**Task statement**
Skip all pictures. Write out the data below from its first line through the line that contains "useEffect, useRef, useState".
= = = =
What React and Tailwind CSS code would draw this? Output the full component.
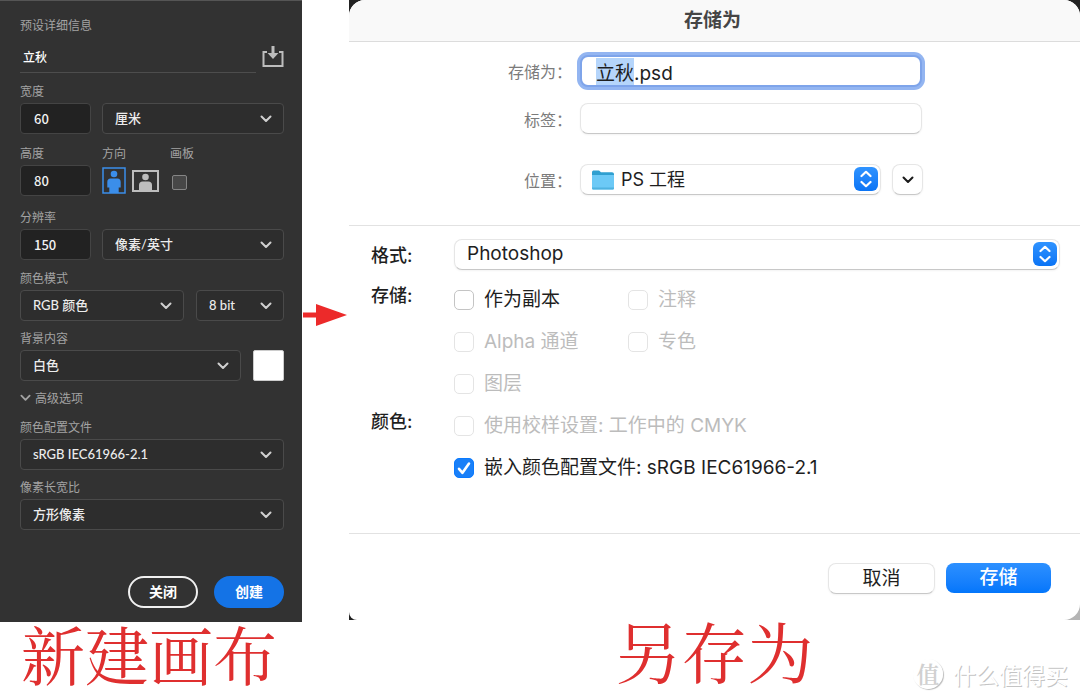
import React, { useEffect, useRef, useState } from "react";

function Chevron({ className }) {
  return (
    <svg viewBox="0 0 12 8" className={className} fill="none" stroke="currentColor" strokeWidth="2" strokeLinecap="round" strokeLinejoin="round">
      <path d="M1.500 1.500 6 6l4.500-4.500" />
    </svg>
  );
}

function DarkSelect({ id, label, options, className }) {
  return (
    <div className={`relative ${className}`}>
      <select
        id={id}
        aria-label={label}
        className="block w-full h-[31px] appearance-none rounded border border-[#4a4a4a] bg-[#2d2d2d] pl-3 pr-8 text-[13px] font-medium text-[#ececec] font-[Lato,'Noto_Sans_CJK_SC',sans-serif]"
      >
        {options.map((o) => (
          <option key={o}>{o}</option>
        ))}
      </select>
      <Chevron className="pointer-events-none absolute right-3 top-3 h-2 w-3 text-[#d0d0d0]" />
    </div>
  );
}

function DarkNumber({ id, value }) {
  return (
    <input
      id={id}
      type="text"
      defaultValue={value}
      className="block w-[71px] h-[31px] rounded border border-[#444] bg-[#222] pl-[13px] text-[13px] font-medium text-[#f2f2f2]"
    />
  );
}

function DarkLabel({ htmlFor, children, className = "" }) {
  return (
    <label htmlFor={htmlFor} className={`block h-4 text-[12px] leading-4 text-[#a3a3a3] ${className}`}>
      {children}
    </label>
  );
}

function PresetPanel() {
  const [orientation, setOrientation] = useState("portrait");

  return (
    <section className="flex h-[622px] flex-col border-t border-[#555] bg-[#323232] pl-5 pr-[18px] pt-4 pb-[14px] font-['Noto_Sans_CJK_SC',sans-serif]">
      <DarkLabel htmlFor="preset-name">预设详细信息</DarkLabel>

      {/* Nom du préréglage */}
      <div className="mt-2 flex items-center justify-between">
        <input
          id="preset-name"
          type="text"
          defaultValue="立秋"
          className="h-8 w-[236px] border-b border-[#4d4d4d] bg-transparent pl-[3px] text-[12px] font-medium text-white"
        />
        <button type="button" aria-label="保存预设">
          <svg viewBox="0 0 22 22" className="size-[22px]" fill="none" stroke="#bdbdbd" strokeWidth="2">
            <path d="M5 6H1.500v14h19V6H17" />
            <path d="M11 0v8" strokeWidth="3" />
            <path d="M5.500 7h11L11 13z" fill="#bdbdbd" stroke="none" />
          </svg>
        </button>
      </div>

      <DarkLabel htmlFor="width" className="mt-[10px]">宽度</DarkLabel>
      <div className="mt-1 flex justify-between gap-[11px]">
        <DarkNumber id="width" value="60" />
        <DarkSelect label="单位" options={["厘米", "像素", "英寸"]} className="flex-1" />
      </div>

      <div className="mt-[11px] flex">
        <div className="w-[82px]">
          <DarkLabel htmlFor="height">高度</DarkLabel>
          <div className="mt-1">
            <DarkNumber id="height" value="80" />
          </div>
        </div>
        <div className="w-[68px]">
          <span className="block h-4 text-[12px] leading-4 text-[#a3a3a3]">方向</span>
          <div className="mt-1 flex h-[31px] items-center gap-[6px]">
            <button type="button" aria-label="纵向" aria-pressed={orientation === "portrait"} onClick={() => setOrientation("portrait")}>
              <svg viewBox="0 0 24 27" className="h-[27px] w-6">
                <rect x="1" y="1" width="22" height="25" fill="none" stroke="#3b8eea" strokeWidth="1.500" />
                <circle cx="12" cy="7" r="3.300" fill="#3b8eea" />
                <path d="M8.500 11.500h7c2 0 3.200 1.500 3.200 3.500v5.500h-2V26H7.300v-5.500h-2V15c0-2 1.200-3.500 3.200-3.500z" fill="#3b8eea" />
              </svg>
            </button>
            <button type="button" aria-label="横向" aria-pressed={orientation === "landscape"} onClick={() => setOrientation("landscape")}>
              <svg viewBox="0 0 27 22" className="h-[22px] w-[27px]">
                <rect x="1" y="1" width="25" height="20" fill="none" stroke="#bdbdbd" strokeWidth="2" />
                <circle cx="13.500" cy="7" r="3.300" fill="#bdbdbd" />
                <path d="M10.500 11.500h6c2 0 3.500 1.500 3.500 3.500v6H7v-6c0-2 1.500-3.500 3.500-3.500z" fill="#bdbdbd" />
              </svg>
            </button>
          </div>
        </div>
        <div>
          <DarkLabel htmlFor="artboard">画板</DarkLabel>
          <div className="mt-1 flex h-[31px] items-center pl-[2px] pt-1">
            <input id="artboard" type="checkbox" className="size-[15px] appearance-none rounded-[2px] border border-[#858585] bg-[#474747] checked:bg-[#3b8eea]" />
          </div>
        </div>
      </div>

      <DarkLabel htmlFor="resolution" className="mt-[13px]">分辨率</DarkLabel>
      <div className="mt-1 flex gap-[11px]">
        <DarkNumber id="resolution" value="150" />
        <DarkSelect label="分辨率单位" options={["像素/英寸", "像素/厘米"]} className="flex-1" />
      </div>

      <DarkLabel htmlFor="mode" className="mt-[10px]">颜色模式</DarkLabel>
      <div className="mt-1 flex gap-3">
        <DarkSelect id="mode" options={["RGB 颜色", "CMYK 颜色"]} className="flex-1" />
        <DarkSelect label="位深度" options={["8 bit", "16 bit"]} className="w-[88px]" />
      </div>

      <DarkLabel htmlFor="background" className="mt-[9px]">背景内容</DarkLabel>
      <div className="mt-1 flex gap-3">
        <DarkSelect id="background" options={["白色", "黑色"]} className="flex-1" />
        <button type="button" aria-label="背景颜色" className="size-[31px] rounded-[2px] border border-[#ccc] bg-white" />
      </div>

      <button type="button" className="mt-[9px] flex h-4 items-center gap-1 text-[12px] leading-4 text-[#a3a3a3]">
        <Chevron className="h-2 w-[11px]" />
        高级选项
      </button>

      <DarkLabel htmlFor="profile" className="mt-[13px]">颜色配置文件</DarkLabel>
      <DarkSelect id="profile" options={["sRGB IEC61966-2.1"]} className="mt-1" />

      <DarkLabel htmlFor="ratio" className="mt-[9px]">像素长宽比</DarkLabel>
      <DarkSelect id="ratio" options={["方形像素"]} className="mt-1" />

      <div className="mt-auto flex justify-end gap-4 text-[14px] leading-6 font-bold text-white">
        <button type="button" className="h-8 w-[70px] rounded-full border-2 border-[#f0f0f0] pb-[3px]">关闭</button>
        <button type="button" className="h-8 w-[70px] rounded-full bg-[#1473e6] pb-[3px]">创建</button>
      </div>
    </section>
  );
}

function Stepper() {
  return (
    <span className="pointer-events-none absolute right-[3px] top-[3px] flex size-6 items-center justify-center rounded-md bg-linear-to-b from-[#2f93ff] to-[#0a74f5]">
      <svg viewBox="0 0 12 18" className="h-[18px] w-3" fill="none" stroke="white" strokeWidth="2.200" strokeLinecap="round" strokeLinejoin="round">
        <path d="M1.500 6 6 1.800 10.500 6M1.500 12 6 16.200 10.500 12" />
      </svg>
    </span>
  );
}

function CheckItem({ label, checked = false, disabled = false, className = "" }) {
  return (
    <label className={`flex h-[42px] items-center gap-[10px] text-[19px] ${disabled ? "text-[#bcbcbc]" : "text-[#1e1e1e]"} ${className}`}>
      <span className="relative flex size-5">
        <input
          type="checkbox"
          defaultChecked={checked}
          disabled={disabled}
          className="peer size-5 appearance-none rounded-[5px] border border-[#c4c4c4] bg-white checked:border-[#0a7aff] checked:bg-[#1a80f8] disabled:border-[#e4e4e4]"
        />
        <svg viewBox="0 0 20 20" className="pointer-events-none absolute inset-0 hidden size-5 peer-checked:block" fill="none" stroke="white" strokeWidth="2.600" strokeLinecap="round" strokeLinejoin="round">
          <path d="M5 10.800 8.500 14.800 15 5.500" />
        </svg>
      </span>
      {label}
    </label>
  );
}

function SaveDialog() {
  const nameRef = useRef(null);

  // Sélectionner le nom sans l'extension
  useEffect(() => {
    nameRef.current.focus();
    nameRef.current.setSelectionRange(0, 2);
  }, []);

  const fieldLabel = "w-[223px] pt-[2px] text-right text-[16px] text-[#7b7b7b]";
  const sideLabel = "h-[34px] w-[83px] shrink-0 text-[18px] leading-[34px] font-medium text-[#1e1e1e]";
  const raised = "border border-[#e6e6e6] border-b-[#c8c8c8] bg-white shadow-xs";

  return (
    <div className="relative bg-[#222]">
      <span className="absolute bottom-0 right-0 size-4 bg-[#b5b5b5]" />
      <form onSubmit={(e) => e.preventDefault()} className="relative rounded-t-2xl rounded-bl-lg rounded-br-2xl bg-white font-[Inter,'Noto_Sans_CJK_SC',sans-serif]">
        <h1 className="h-[42px] rounded-t-2xl border-b border-[#dcdcdc] bg-[#f9f9f9] pr-1 text-center text-[19px] leading-[42px] font-bold text-[#454545]">
          存储为
        </h1>

        <div className="border-b border-[#e2e2e2] pt-[13px] pb-[30px]">
          <div className="flex items-center gap-2">
            <label htmlFor="filename" className={fieldLabel}>存储为：</label>
            <input
              id="filename"
              ref={nameRef}
              type="text"
              defaultValue="立秋.psd"
              className="h-8 w-[342px] rounded-lg border-2 border-[#7ea4ea] bg-white pl-[14px] text-[19px] text-[#1e1e1e] caret-transparent outline-none ring-3 ring-[#93b5f1] selection:bg-[#b5d5fb] selection:text-[#1e1e1e]"
            />
          </div>
          <div className="mt-4 flex items-center gap-2">
            <label htmlFor="tags" className={fieldLabel}>标签：</label>
            <input id="tags" type="text" className={`h-[31px] w-[342px] rounded-lg px-3 text-[19px] outline-none ${raised}`} />
          </div>
          <div className="mt-[30px] flex items-center gap-2">
            <label htmlFor="location" className={fieldLabel}>位置：</label>
            <div className="flex w-[343px] gap-[11px]">
              <div className="relative flex-1">
                <select id="location" className={`block h-[31px] w-full appearance-none rounded-lg pl-10 text-[18px] text-[#1e1e1e] ${raised}`}>
                  <option>PS 工程</option>
                </select>
                <svg viewBox="0 0 22 20" className="pointer-events-none absolute left-3 top-[6px] h-5 w-[22px]">
                  <path d="M0 2.500C0 1 .8.500 2 .500h5l2 1.800h11c1.200 0 2 .7 2 2V8H0z" fill="#2f9fd0" />
                  <path d="M0 5h22v13c0 1-.7 1.500-1.500 1.500h-19C.7 19.500 0 19 0 18z" fill="#6cc9f6" />
                  <path d="M0 17.500h22v.5c0 1-.7 1.500-1.500 1.500h-19C.7 19.500 0 19 0 18z" fill="#4eb2e0" />
                </svg>
                <Stepper />
              </div>
              <button type="button" aria-label="展开" className={`flex size-[31px] items-center justify-center rounded-lg ${raised}`}>
                <Chevron className="h-2 w-3 text-[#1a1a1a]" />
              </button>
            </div>
          </div>
        </div>

        <div className="border-b border-[#e2e2e2] pt-[13px] pb-[44px] pl-[22px] pr-5">
          <div className="flex">
            <label htmlFor="format" className={sideLabel}>格式:</label>
            <div className="relative flex-1">
              <select id="format" className={`block h-[31px] w-full appearance-none rounded-lg pl-3 text-[19px] text-[#1e1e1e] ${raised}`}>
                <option>Photoshop</option>
              </select>
              <Stepper />
            </div>
          </div>

          <div role="group" aria-label="存储" className="mt-[6px] flex">
            <span className={sideLabel}>存储:</span>
            <div className="grid grid-cols-[174px_1fr]">
              <CheckItem label="作为副本" />
              <CheckItem label="注释" disabled />
              <CheckItem label="Alpha 通道" disabled />
              <CheckItem label="专色" disabled />
              <CheckItem label="图层" disabled />
            </div>
          </div>

          <div role="group" aria-label="颜色" className="flex">
            <span className={sideLabel}>颜色:</span>
            <div>
              <CheckItem label="使用校样设置: 工作中的 CMYK" disabled />
              <CheckItem label="嵌入颜色配置文件: sRGB IEC61966-2.1" checked />
            </div>
          </div>
        </div>

        <div className="flex justify-end gap-[11px] pt-[29px] pb-[26px] pr-[29px] text-[19px]">
          <button type="button" className={`h-[31px] w-[107px] rounded-lg leading-7 text-[#1e1e1e] ${raised}`}>取消</button>
          <button type="submit" className="h-[30px] w-[105px] rounded-lg bg-linear-to-b from-[#2c90ff] to-[#0376fb] leading-7 font-medium text-white">存储</button>
        </div>
      </form>
    </div>
  );
}

export default function App() {
  const caption = "text-center leading-[60px] font-normal text-[#df2f2f] font-['Noto_Serif_CJK_SC','Noto_Sans_CJK_SC',serif]";

  return (
    <main className="relative flex min-h-screen bg-white">
      <div className="w-[302px] shrink-0">
        <PresetPanel />
        <p className={`pr-1 text-[64px] ${caption}`}>新建画布</p>
      </div>

      <div className="w-[47px] shrink-0 pt-[304px]">
        <svg viewBox="0 0 47 22" className="h-[22px] w-[47px]" fill="#ec2a2a">
          <path d="M1 8.500h13V0l31 11-31 11v-8.500H1z" />
        </svg>
      </div>

      <div className="flex-1">
        <SaveDialog />
        <p className={`text-[66px] ${caption}`}>另存为</p>
      </div>

      {/* Filigrane */}
      <div className="absolute bottom-[10px] right-3 flex items-center gap-[10px] font-['Noto_Sans_CJK_SC',sans-serif] text-[23px] leading-8 text-white text-shadow-[1px_1px_0px_#c4c4c4]">
        <span className="flex size-[30px] items-center justify-center rounded-full border border-white font-semibold text-[#d0d0d0] shadow-[1px_1px_1px_#bbb] text-shadow-none font-['Noto_Serif_CJK_SC','Noto_Sans_CJK_SC',serif]">值</span>
        <span>什么值得买</span>
      </div>
    </main>
  );
}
= = = =
**In response**
What React and Tailwind CSS code would draw this? Output the full component.
import React, { useEffect, useRef, useState } from "react";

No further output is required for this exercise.